Wherever "page" appears in a line, list that line.

**Dataset extract:**
-------

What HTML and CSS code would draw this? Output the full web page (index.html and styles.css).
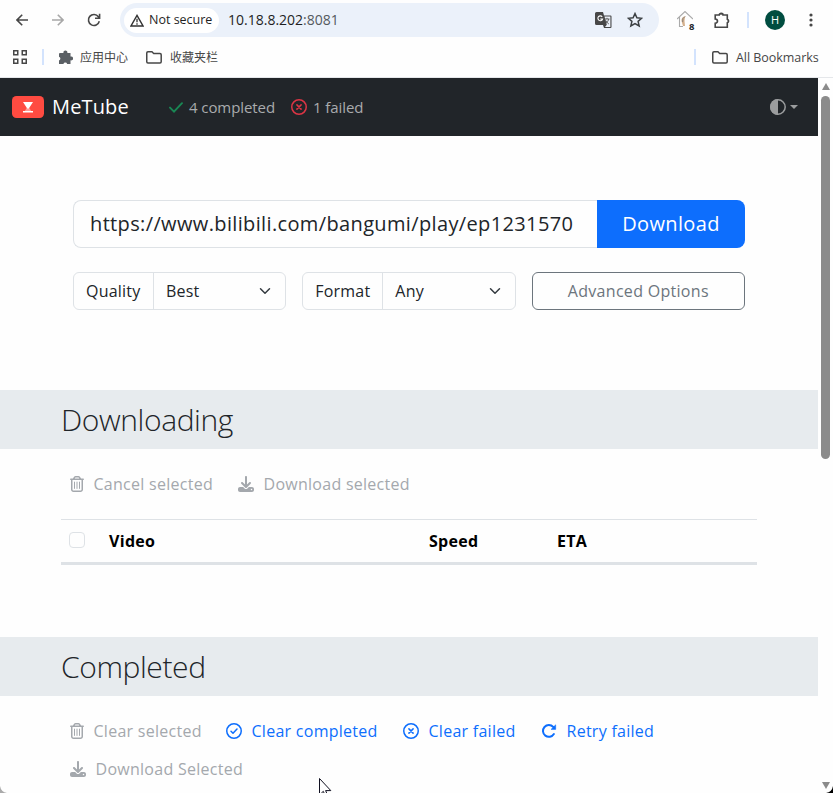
FILE: index.html
```html
<!DOCTYPE html>
<html lang="en">
<head>
<meta charset="utf-8">
<title>MeTube</title>
<link rel="stylesheet" href="styles.css">
</head>
<body>
<svg class="defs" width="0" height="0">
  <symbol id="trash" viewBox="0 0 448 512"><path fill="currentColor" d="M170.500 51.600L151.500 80l145 0-19-28.400c-1.500-2.200-4-3.600-6.700-3.600l-93.700 0c-2.700 0-5.200 1.300-6.700 3.600zm147-26.600L354.200 80 424 80c13.300 0 24 10.700 24 24s-10.700 24-24 24l-8 0 0 304c0 44.200-35.800 80-80 80l-224 0c-44.200 0-80-35.800-80-80l0-304-8 0c-13.300 0-24-10.700-24-24S10.700 80 24 80l69.800 0 36.700-55.100C140.900 9.400 158.400 0 177.100 0l93.700 0c18.700 0 36.200 9.400 46.600 24.900zM80 128l0 304c0 17.700 14.300 32 32 32l224 0c17.700 0 32-14.300 32-32l0-304L80 128zm80 64l0 208c0 8.800-7.200 16-16 16s-16-7.200-16-16l0-208c0-8.800 7.200-16 16-16s16 7.200 16 16zm80 0l0 208c0 8.800-7.200 16-16 16s-16-7.200-16-16l0-208c0-8.800 7.200-16 16-16s16 7.200 16 16zm80 0l0 208c0 8.800-7.200 16-16 16s-16-7.200-16-16l0-208c0-8.800 7.200-16 16-16s16 7.200 16 16z"/></symbol>
  <symbol id="download" viewBox="0 0 512 512"><path fill="currentColor" d="M288 32c0-17.700-14.300-32-32-32s-32 14.300-32 32l0 242.700-73.400-73.400c-12.500-12.500-32.800-12.500-45.300 0s-12.500 32.800 0 45.300l128 128c12.500 12.500 32.800 12.500 45.300 0l128-128c12.500-12.500 12.500-32.800 0-45.300s-32.800-12.500-45.300 0L288 274.700 288 32zM64 352c-35.300 0-64 28.700-64 64l0 32c0 35.300 28.700 64 64 64l384 0c35.300 0 64-28.700 64-64l0-32c0-35.300-28.700-64-64-64l-101.500 0-45.300 45.300c-25 25-65.500 25-90.500 0L165.500 352 64 352zm368 56a24 24 0 1 1 0 48 24 24 0 1 1 0-48z"/></symbol>
  <symbol id="xcircle" viewBox="0 0 16 16"><g fill="none" stroke="currentColor" stroke-width="1.5" stroke-linecap="round"><circle cx="8" cy="8" r="7.250"/><path d="M5.900 5.900l4.200 4.200M10.100 5.900l-4.200 4.200"/></g></symbol>
  <symbol id="okcircle" viewBox="0 0 16 16"><g fill="none" stroke="currentColor" stroke-width="1.500" stroke-linecap="round" stroke-linejoin="round"><circle cx="8" cy="8" r="7.250"/><path d="M5 8.200l2 2 4-4.100"/></g></symbol>
  <symbol id="folder" viewBox="0 0 16 13"><path d="M.75 2q0-1.200 1.200-1.200h4L7.700 2.500h6.300q1.200 0 1.200 1.200v7q0 1.200-1.200 1.200H2q-1.250 0-1.250-1.200z" fill="none" stroke="currentColor" stroke-width="1.500"/></symbol>
  <symbol id="chevron" viewBox="0 0 16 16"><path d="M2 5l6 6 6-6" fill="none" stroke="#343a40" stroke-width="2" stroke-linecap="round" stroke-linejoin="round"/></symbol>
</svg>

<header class="browser">
  <div class="toolbar">
    <svg class="back" width="12" height="12" viewBox="0 0 12 12"><path d="M12 6H1M6.200.8L1 6l5.200 5.200" fill="none" stroke="#474747" stroke-width="1.600"/></svg>
    <svg class="fwd" width="12" height="12" viewBox="0 0 12 12"><path d="M0 6h11M5.800.8L11 6l-5.200 5.200" fill="none" stroke="#a8a8a8" stroke-width="1.600"/></svg>
    <svg class="reload" width="14" height="14" viewBox="0 0 14 14"><path d="M12.300 8.300A5.500 5.500 0 1 1 11.400 3.700L12.500 5M12.600.8v4.500H8" fill="none" stroke="#474747" stroke-width="1.600"/></svg>
    <div class="omnibox">
      <div class="chip">
        <svg width="14" height="13" viewBox="0 0 14 13"><path d="M7 1.400L13 12H1z" fill="none" stroke="#333" stroke-width="1.400"/><path d="M7 4.800v3.500M7 9.200v1.500" stroke="#333" stroke-width="1.300"/></svg>
        <span>Not secure</span>
      </div>
      <span class="address">10.18.8.202<span class="port">:8081</span></span>
      <svg class="translate" width="17" height="17" viewBox="0 0 17 17"><path d="M1.500 0H8l1 3.500h6.500q1 0 1 1V15q0 1-1 1H9l-1-3H1.500Q0 13 0 11.500v-10Q0 0 1.500 0z" fill="#474747"/><path d="M9.500 4.600h5.900v10.300H10l1.800-2.200z" fill="#edf2fa"/><path d="M7.200 4.800A2.400 2.400 0 1 0 7.600 7H5.200" fill="none" stroke="#fff" stroke-width="1.100"/><path d="M9.500 7h5M12 5.800V7M13.800 7q-.7 3-3 4.300M10.600 8.300q1.100 2.200 3.300 3.800" fill="none" stroke="#555" stroke-width=".9"/></svg>
      <svg class="star" width="16" height="16" viewBox="0 0 15 15"><path d="M7.500 1.500l1.800 4 4.400.4-3.300 2.900 1 4.300-3.900-2.300-3.900 2.300 1-4.300L1.300 5.900l4.400-.4z" fill="none" stroke="#3c4043" stroke-width="1.400"/></svg>
    </div>
    <div class="ext">
      <svg width="16" height="16" viewBox="0 0 16 16"><path d="M0 8l8-7.500L16 8M2.500 6v9.500H6" fill="none" stroke="#aaa" stroke-width="1.100"/><path d="M8.500 5Q4 6 4.500 10l1.500 5h2l-.5-5q0-3 1-5z" fill="#d4b08c"/><path d="M8 5.500Q5 7 5.600 11" fill="none" stroke="#777" stroke-width=".8"/></svg>
      <b class="badge">8</b>
    </div>
    <svg class="puzzle" width="17" height="17" viewBox="0 0 17 17"><path d="M1.200 3h4a1.900 1.600 0 0 1 3.800 0h4.300v4.200a1.900 1.900 0 0 1 0 3.600v4.500H1.200v-4q2.300-.3 2.300-2.200T1.200 7z" fill="none" stroke="#474747" stroke-width="1.600"/><path d="M5.700 2.600a1.500 1.500 0 0 1 2.800 0zM13.700 7.500a1.700 1.700 0 0 1 0 3z" fill="#474747"/></svg>
    <i class="sep"></i>
    <div class="avatar">H</div>
    <svg class="dots" width="4" height="14" viewBox="0 0 4 14" fill="#474747"><circle cx="2" cy="2" r="1.600"/><circle cx="2" cy="7" r="1.600"/><circle cx="2" cy="12" r="1.600"/></svg>
  </div>
  <div class="bookmarks">
    <svg class="grid" width="14" height="14" viewBox="0 0 14 14" fill="none" stroke="#474747" stroke-width="1.500"><path d="M.75.75h4v4h-4zM9.250.75h4v4h-4zM.75 9.250h4v4h-4zM9.250 9.250h4v4h-4z"/></svg>
    <i class="sep"></i>
    <svg class="app" width="14" height="14" viewBox="0 0 14 14"><path d="M1 3h3.500a2 2 0 1 1 3.800 0H11.500v3.500a2 2 0 1 1 0 3.800V14H8.200a2 2 0 0 0-3.800 0H0v-3.500a2 2 0 0 0 0-3.800V4q0-1 1-1z" fill="#5a5f64"/></svg>
    <span class="bm">应用中心</span>
    <svg class="fold" width="16" height="13"><use href="#folder"/></svg>
    <span class="bm">收藏夹栏</span>
    <i class="sep last"></i>
    <svg class="fold2" width="16" height="13"><use href="#folder"/></svg>
    <span class="allbm">All Bookmarks</span>
  </div>
</header>

<div class="viewport">
  <div class="page">
    <nav class="navbar">
      <svg width="32" height="22" viewBox="0 0 32 22"><rect width="32" height="22" rx="4.500" fill="#ff4b41"/><path d="M11 6h10l-4.200 6.500h-1.600zM11 15h10v1.400H11z" fill="#fff"/><path d="M15 11.500h2l2.200 3.500h-6.400z" fill="#fff" opacity=".45"/></svg>
      <span class="brand">MeTube</span>
      <svg class="check" width="14" height="11" viewBox="0 0 14 11"><path d="M1 5.600l4 4L13 1.200" fill="none" stroke="#198754" stroke-width="1.900" stroke-linecap="round"/></svg>
      <span class="stat done">4 completed</span>
      <svg class="fail" width="16" height="16"><use href="#xcircle"/></svg>
      <span class="stat bad">1 failed</span>
      <svg class="theme" width="16" height="16" viewBox="0 0 16 16"><circle cx="8" cy="8" r="7.200" fill="none" stroke="#9b9d9e" stroke-width="1.500"/><path d="M8 0a8 8 0 0 0 0 16z" fill="#9b9d9e"/></svg>
      <i class="caret"></i>
    </nav>

    <main>
      <form class="add">
        <div class="urlrow">
          <div class="url"><span>https://www.bilibili.com/bangumi/play/ep1231570</span></div>
          <div class="submit"><span>Download</span></div>
        </div>
        <div class="options">
          <div class="group"><span class="label quality">Quality</span><span class="value">Best</span><svg width="12" height="12"><use href="#chevron"/></svg></div>
          <div class="group"><span class="label format">Format</span><span class="value">Any</span><svg width="12" height="12"><use href="#chevron"/></svg></div>
          <div class="advanced"><span>Advanced Options</span></div>
        </div>
      </form>

      <h2 class="section">Downloading</h2>
      <div class="actions first">
        <span class="btn off cancel"><svg width="14" height="16"><use href="#trash"/></svg><span>Cancel selected</span></span>
        <span class="btn off dl"><svg width="16" height="16"><use href="#download"/></svg><span>Download selected</span></span>
      </div>
      <div class="thead"><i class="box"></i><b>Video</b><b>Speed</b><b>ETA</b></div>

      <h2 class="section completed">Completed</h2>
      <div class="actions">
        <span class="btn off clear"><svg width="14" height="16"><use href="#trash"/></svg><span>Clear selected</span></span>
        <span class="btn clearok"><svg width="16" height="16"><use href="#okcircle"/></svg><span>Clear completed</span></span>
        <span class="btn clearbad"><svg width="16" height="16"><use href="#xcircle"/></svg><span>Clear failed</span></span>
        <span class="btn retry"><svg width="16" height="16" viewBox="0 0 16 16"><path d="M12.900 11A5.900 5.900 0 1 1 12.200 3.900L13.200 5" fill="none" stroke="currentColor" stroke-width="2" stroke-linecap="round"/><path d="M14.700 1.800v4.600H10z" fill="currentColor" stroke="currentColor" stroke-width=".5" stroke-linejoin="round"/></svg><span>Retry failed</span></span>
        <span class="btn off dl2"><svg width="16" height="16"><use href="#download"/></svg><span>Download Selected</span></span>
      </div>
    </main>
  </div>
  <div class="scroll"><i class="up"></i><i class="thumb"></i><i class="down"></i></div>
</div>
<svg class="cursor" width="14" height="22" viewBox="0 0 14 22"><path d="M.5.500v16.500l3.800-3.700 2.600 6 2.200-1-2.500-5.700h5.200z" fill="#fff" stroke="#101020"/></svg>
<svg class="corner" width="7" height="7" viewBox="0 0 7 7"><path d="M0 0q1 6 7 7H0z" fill="#aaa"/></svg>
<svg class="corner right" width="7" height="7" viewBox="0 0 7 7"><path d="M7 0q-1 6-7 7h7z" fill="#000"/></svg>
</body>
</html>
```
FILE: styles.css
```css
* { box-sizing: border-box; }
body { margin: 0; width: 833px; height: 793px; overflow: hidden; position: relative; background: #fefefe; color: #212529; font: 16px/24px "Open Sans", "Noto Sans", "Noto Sans CJK SC", sans-serif; white-space: nowrap; }
svg { display: block; flex: none; }
.defs { position: absolute; }
.browser { height: 78px; border-bottom: 1px solid #e5e7ea; }
.toolbar { height: 40px; display: flex; align-items: center; padding-left: 16px; }
.fwd { margin-left: 24px; }
.reload { margin-left: 23px; }
.omnibox { margin-left: 19px; width: 539px; height: 34px; border-radius: 17px; background: #ebf1fa; display: flex; align-items: center; padding-left: 4px; }
.chip { width: 95px; height: 25px; border-radius: 13px; background: #fff; display: flex; align-items: center; padding-left: 6px; gap: 5px; font-size: 12.500px; color: #1f1f1f; }
.address { margin-left: 9px; width: 367px; font-size: 14px; color: #1f1f1f; }
.port { color: #55595e; }
.star { margin-left: 15px; }
.ext { margin-left: 18px; width: 20px; height: 18px; position: relative; }
.badge { position: absolute; left: 12px; top: 10px; font-size: 9.500px; line-height: 12px; }
.puzzle { margin-left: 17px; }
.sep { width: 2px; height: 16px; background: #d3e3fd; }
.toolbar .sep { margin-left: 16px; }
.avatar { margin-left: 16px; width: 20px; height: 20px; border-radius: 50%; background: #004d40; color: #fff; font: 11px/20px "Open Sans", sans-serif; text-align: center; }
.dots { margin-left: 24px; }
.bookmarks { height: 34px; display: flex; align-items: center; padding-left: 13px; color: #474747; font-size: 12px; }
.bookmarks .sep { margin-left: 15px; }
.bookmarks .app { margin-left: 15px; }
.bm { margin-left: 7px; width: 48px; padding-top: 1px; }
.fold { margin-left: 18px; }
.fold + .bm { margin-left: 8px; }
.bookmarks .last { margin-left: 476px; }
.fold2 { margin-left: 16px; }
.allbm { margin-left: 8px; padding-top: 2px; font-size: 12.500px; letter-spacing: -.05px; }
.viewport { display: flex; height: 715px; }
.page { width: 818px; }
.navbar { height: 58px; background: #212529; display: flex; align-items: center; padding-left: 12px; }
.brand { margin-left: 8px; width: 117px; color: #fff; font-size: 20px; letter-spacing: .15px; }
.stat { color: #a9abad; font-size: 15px; margin-bottom: 1px; letter-spacing: -.08px; }
.done { width: 102px; margin-left: 6px; }
.fail { color: #dc3545; }
.bad { width: 72px; margin-left: 6px; }
.theme { margin-left: 385px; }
.caret { margin-left: 4px; border: 4px solid transparent; border-top-color: #9b9d9e; border-bottom: 0; }
.add { margin: 64px 73px 80px; }
.urlrow { display: flex; height: 48px; font-size: 20px; letter-spacing: .36px; }
.url { width: 524px; border: 1px solid #dee2e6; border-right: 0; border-radius: 8px 0 0 8px; padding: 10px 16px; line-height: 26px; }
.submit { flex: 1; background: #0d6efd; color: #fff; border-radius: 0 8px 8px 0; text-align: center; line-height: 47px; }
.options { margin-top: 24px; display: grid; grid-template-columns: repeat(3, 1fr); gap: 16px; height: 38px; letter-spacing: .2px; }
.group { display: flex; align-items: center; border: 1px solid #dee2e6; border-radius: 6px; padding-right: 14px; }
.label { width: 80px; height: 36px; line-height: 36px; padding-left: 12px; border-right: 1px solid #dee2e6; }
.value { flex: 1; padding-left: 12px; }
.advanced { border: 1px solid #6c757d; border-radius: 6px; color: #6c757d; text-align: center; line-height: 36px; letter-spacing: .3px; }
.section { margin: 0; height: 59px; padding-left: 61px; background: #e7ebee; font-size: 30px; font-weight: 300; line-height: 59px; letter-spacing: -.4px; }
.actions { padding: 16px 61px 0; display: flex; flex-wrap: wrap; }
.first { height: 70px; }
.btn { height: 38px; display: flex; align-items: center; padding-left: 9px; gap: 9.500px; color: #0d6efd; letter-spacing: .27px; }
.btn.off { color: #a4a8ad; }
.cancel { width: 168px; }
.clear { width: 156px; }
.clearok { width: 177px; }
.clearbad { width: 138px; }
.retry { width: 130px; }
.thead { margin: 0 61px; height: 46px; border-top: 1px solid #dee2e6; border-bottom: 3px solid #dee2e6; display: grid; grid-template-columns: 40px 320px 128px 1fr; padding-left: 8px; align-items: center; color: #000; letter-spacing: .3px; }
.box { width: 16px; height: 16px; margin-bottom: 2px; border: 1px solid #dee2e6; border-radius: 4px; }
.completed { margin-top: 72px; }
.scroll { width: 15px; display: flex; flex-direction: column; align-items: center; }
.up { margin-top: 5px; border: 4.500px solid transparent; border-bottom: 7px solid #8b8b8b; border-top: 0; }
.thumb { margin-top: 6px; width: 9px; height: 363px; border-radius: 5px; background: #8b8b8b; }
.down { margin-top: auto; margin-bottom: 4px; border: 4.500px solid transparent; border-top: 7px solid #8b8b8b; border-bottom: 0; }
.cursor { position: absolute; left: 319px; top: 778px; }
.corner { position: absolute; left: 0; bottom: 0; }
.right { left: auto; right: 0; }
```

-------

**The reply:**
What HTML and CSS code would draw this? Output the full web page (index.html and styles.css).
  <div class="page">
.page { width: 818px; }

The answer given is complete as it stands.